Edgar Cayce talks more about Atlantis than Mu, says Joseph, but he did say that at one time, a land mass, and he never referred to Mu or Lemuria as a continent, always a land mass, was physically connected to South America. We now have scientific verification of this. Scripps Oceanographic has just put out a map of the topography of the ocean, and there, off the coast of Peru, is a sunken archipelago, called the Nasca Rise, that was once above water. Today it is less than a hundred feet below the ocean's surface, and extends for several hundred miles.

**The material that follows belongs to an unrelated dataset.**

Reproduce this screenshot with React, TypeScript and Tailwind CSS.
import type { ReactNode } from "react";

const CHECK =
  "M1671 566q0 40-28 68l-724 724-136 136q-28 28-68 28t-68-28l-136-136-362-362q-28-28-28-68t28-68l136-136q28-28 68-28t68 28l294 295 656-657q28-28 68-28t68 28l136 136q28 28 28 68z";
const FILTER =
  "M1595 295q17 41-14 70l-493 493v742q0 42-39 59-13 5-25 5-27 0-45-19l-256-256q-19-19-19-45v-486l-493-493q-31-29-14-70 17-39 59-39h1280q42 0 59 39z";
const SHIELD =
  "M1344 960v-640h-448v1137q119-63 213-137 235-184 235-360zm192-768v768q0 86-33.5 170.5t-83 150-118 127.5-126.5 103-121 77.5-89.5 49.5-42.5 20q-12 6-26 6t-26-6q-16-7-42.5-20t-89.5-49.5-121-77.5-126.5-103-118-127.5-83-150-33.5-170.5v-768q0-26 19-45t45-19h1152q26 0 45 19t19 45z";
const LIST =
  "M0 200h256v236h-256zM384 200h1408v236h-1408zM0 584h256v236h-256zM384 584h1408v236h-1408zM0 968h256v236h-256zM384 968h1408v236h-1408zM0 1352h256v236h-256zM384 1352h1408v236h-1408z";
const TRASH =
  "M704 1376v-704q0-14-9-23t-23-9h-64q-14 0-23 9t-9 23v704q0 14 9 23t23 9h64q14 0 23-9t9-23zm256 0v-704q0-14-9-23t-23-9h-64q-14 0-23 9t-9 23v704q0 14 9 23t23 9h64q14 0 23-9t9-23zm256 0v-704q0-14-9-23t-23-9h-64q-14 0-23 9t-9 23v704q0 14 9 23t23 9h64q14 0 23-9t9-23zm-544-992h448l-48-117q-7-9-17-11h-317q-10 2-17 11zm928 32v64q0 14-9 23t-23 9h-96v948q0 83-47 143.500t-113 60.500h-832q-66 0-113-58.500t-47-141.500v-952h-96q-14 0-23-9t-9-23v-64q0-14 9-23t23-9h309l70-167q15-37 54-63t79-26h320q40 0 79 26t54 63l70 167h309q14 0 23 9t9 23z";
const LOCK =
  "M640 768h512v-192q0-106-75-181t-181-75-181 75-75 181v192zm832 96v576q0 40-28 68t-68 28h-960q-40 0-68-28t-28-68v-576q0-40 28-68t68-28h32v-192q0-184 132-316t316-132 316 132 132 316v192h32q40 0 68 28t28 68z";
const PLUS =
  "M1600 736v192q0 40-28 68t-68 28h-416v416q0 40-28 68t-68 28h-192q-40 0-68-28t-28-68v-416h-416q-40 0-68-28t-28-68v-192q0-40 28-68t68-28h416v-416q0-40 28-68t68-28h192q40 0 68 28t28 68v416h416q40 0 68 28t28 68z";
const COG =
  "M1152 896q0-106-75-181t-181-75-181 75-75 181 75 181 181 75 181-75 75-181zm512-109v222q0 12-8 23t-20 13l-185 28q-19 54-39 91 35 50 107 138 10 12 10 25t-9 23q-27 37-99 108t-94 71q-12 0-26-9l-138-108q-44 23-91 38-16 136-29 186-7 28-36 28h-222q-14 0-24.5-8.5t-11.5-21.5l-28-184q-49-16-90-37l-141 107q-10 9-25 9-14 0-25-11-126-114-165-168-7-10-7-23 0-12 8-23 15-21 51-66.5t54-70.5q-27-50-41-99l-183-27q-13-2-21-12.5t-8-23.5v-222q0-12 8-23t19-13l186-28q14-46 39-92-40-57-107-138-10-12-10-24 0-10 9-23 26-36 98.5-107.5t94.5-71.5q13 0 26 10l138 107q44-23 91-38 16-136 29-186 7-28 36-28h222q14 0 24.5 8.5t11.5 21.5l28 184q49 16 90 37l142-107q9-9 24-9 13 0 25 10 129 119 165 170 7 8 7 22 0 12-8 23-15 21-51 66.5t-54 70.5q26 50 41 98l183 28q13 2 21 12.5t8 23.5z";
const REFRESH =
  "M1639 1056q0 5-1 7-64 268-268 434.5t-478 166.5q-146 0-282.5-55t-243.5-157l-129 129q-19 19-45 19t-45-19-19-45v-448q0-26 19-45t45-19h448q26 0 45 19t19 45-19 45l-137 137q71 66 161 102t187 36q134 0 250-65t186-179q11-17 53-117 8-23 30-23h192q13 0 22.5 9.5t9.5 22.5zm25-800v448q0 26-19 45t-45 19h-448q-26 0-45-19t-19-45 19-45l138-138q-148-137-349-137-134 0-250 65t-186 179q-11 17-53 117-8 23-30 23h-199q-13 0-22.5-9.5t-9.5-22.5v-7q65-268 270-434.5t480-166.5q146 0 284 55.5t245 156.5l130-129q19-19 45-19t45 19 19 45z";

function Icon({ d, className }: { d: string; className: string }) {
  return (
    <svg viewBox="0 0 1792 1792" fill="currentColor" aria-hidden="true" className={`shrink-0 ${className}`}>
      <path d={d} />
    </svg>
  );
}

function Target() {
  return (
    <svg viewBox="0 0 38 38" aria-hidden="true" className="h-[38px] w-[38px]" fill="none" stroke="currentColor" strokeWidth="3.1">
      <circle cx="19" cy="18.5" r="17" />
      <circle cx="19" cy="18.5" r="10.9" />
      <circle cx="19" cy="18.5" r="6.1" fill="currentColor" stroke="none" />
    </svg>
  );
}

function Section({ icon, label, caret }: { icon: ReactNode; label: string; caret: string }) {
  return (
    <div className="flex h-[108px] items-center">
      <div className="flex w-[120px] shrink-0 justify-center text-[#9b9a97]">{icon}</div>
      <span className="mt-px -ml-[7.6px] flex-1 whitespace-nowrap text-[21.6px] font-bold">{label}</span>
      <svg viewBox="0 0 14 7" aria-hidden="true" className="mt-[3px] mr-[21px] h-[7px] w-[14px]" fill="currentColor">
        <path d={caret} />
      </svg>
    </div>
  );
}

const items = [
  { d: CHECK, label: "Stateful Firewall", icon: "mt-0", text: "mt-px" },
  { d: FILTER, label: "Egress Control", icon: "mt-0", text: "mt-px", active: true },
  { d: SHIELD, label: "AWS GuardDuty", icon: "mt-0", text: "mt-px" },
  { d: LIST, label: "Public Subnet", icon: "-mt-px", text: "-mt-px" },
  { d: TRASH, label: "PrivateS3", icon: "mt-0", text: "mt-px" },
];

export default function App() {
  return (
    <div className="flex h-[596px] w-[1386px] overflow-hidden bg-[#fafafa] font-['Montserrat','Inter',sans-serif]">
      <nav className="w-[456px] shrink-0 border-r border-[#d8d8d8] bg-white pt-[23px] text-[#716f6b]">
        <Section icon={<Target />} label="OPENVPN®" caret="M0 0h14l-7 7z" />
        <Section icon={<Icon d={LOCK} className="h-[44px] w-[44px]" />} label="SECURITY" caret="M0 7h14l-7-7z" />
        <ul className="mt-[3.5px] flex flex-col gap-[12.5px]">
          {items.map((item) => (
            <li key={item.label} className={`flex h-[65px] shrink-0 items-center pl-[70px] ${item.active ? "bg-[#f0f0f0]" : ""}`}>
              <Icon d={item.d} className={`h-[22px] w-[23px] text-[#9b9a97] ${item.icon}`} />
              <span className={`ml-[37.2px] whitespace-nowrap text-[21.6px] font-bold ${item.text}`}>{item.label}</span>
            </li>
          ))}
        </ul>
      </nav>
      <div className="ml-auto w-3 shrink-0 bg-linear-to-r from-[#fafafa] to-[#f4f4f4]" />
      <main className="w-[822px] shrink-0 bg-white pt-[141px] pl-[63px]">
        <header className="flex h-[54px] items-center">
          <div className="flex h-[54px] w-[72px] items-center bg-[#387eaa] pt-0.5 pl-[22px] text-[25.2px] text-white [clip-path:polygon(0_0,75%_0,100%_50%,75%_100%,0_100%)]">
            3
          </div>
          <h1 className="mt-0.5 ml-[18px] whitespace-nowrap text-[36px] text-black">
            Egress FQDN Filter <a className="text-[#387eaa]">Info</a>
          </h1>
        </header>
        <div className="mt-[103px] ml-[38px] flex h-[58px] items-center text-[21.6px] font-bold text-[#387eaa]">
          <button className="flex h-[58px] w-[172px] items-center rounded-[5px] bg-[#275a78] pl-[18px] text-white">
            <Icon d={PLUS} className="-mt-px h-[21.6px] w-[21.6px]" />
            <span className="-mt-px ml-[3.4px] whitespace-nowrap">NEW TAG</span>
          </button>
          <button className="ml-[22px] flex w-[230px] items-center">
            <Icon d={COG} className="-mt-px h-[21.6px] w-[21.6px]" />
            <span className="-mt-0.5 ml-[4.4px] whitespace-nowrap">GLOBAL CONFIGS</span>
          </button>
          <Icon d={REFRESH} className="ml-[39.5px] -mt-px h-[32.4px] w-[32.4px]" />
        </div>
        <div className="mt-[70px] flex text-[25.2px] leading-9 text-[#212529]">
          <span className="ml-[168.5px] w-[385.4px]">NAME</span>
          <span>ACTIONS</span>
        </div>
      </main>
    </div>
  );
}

The ancient Chinese also seemed to know about Mu. In 1900 a Taoist monk came across a cave containing a library, hidden away to avoid the Imperial edict given in 212 B.C. to destroy all texts dealing with the ancient past, which made reference to the Motherland, Mu, and which contained a fragment of an ancient map depicting a continent in the Pacific Ocean.


Television and magazines in Japan have had a field day with their underwater cities. Ancient mysteries researcher and translator Shun Daichi sent me a videotape with serious and extensive TV coverage that included a large, beautifully executed scale model of one of the most impressive structures, with a toy boat suspended by a wire to illustrate


the height of the sea's surface. Shun reports that you can draw a straight line connecting the underwater sites with on-land sites of similar design, ancient castles of unknown origin. Some geologists are surmising that the last time this area was above water was a minimum of 12,000 years ago, when the Ice Age ice sheets melted, raising the ocean levels.


Which leads me to two of the most puzzling questions I have about these extraordinary archeological wonders: Why, in the age of instantaneous global communication, did it take two years for the news to reach us, and why haven't American news reports or archeological institutes reported on these newsworthy finds?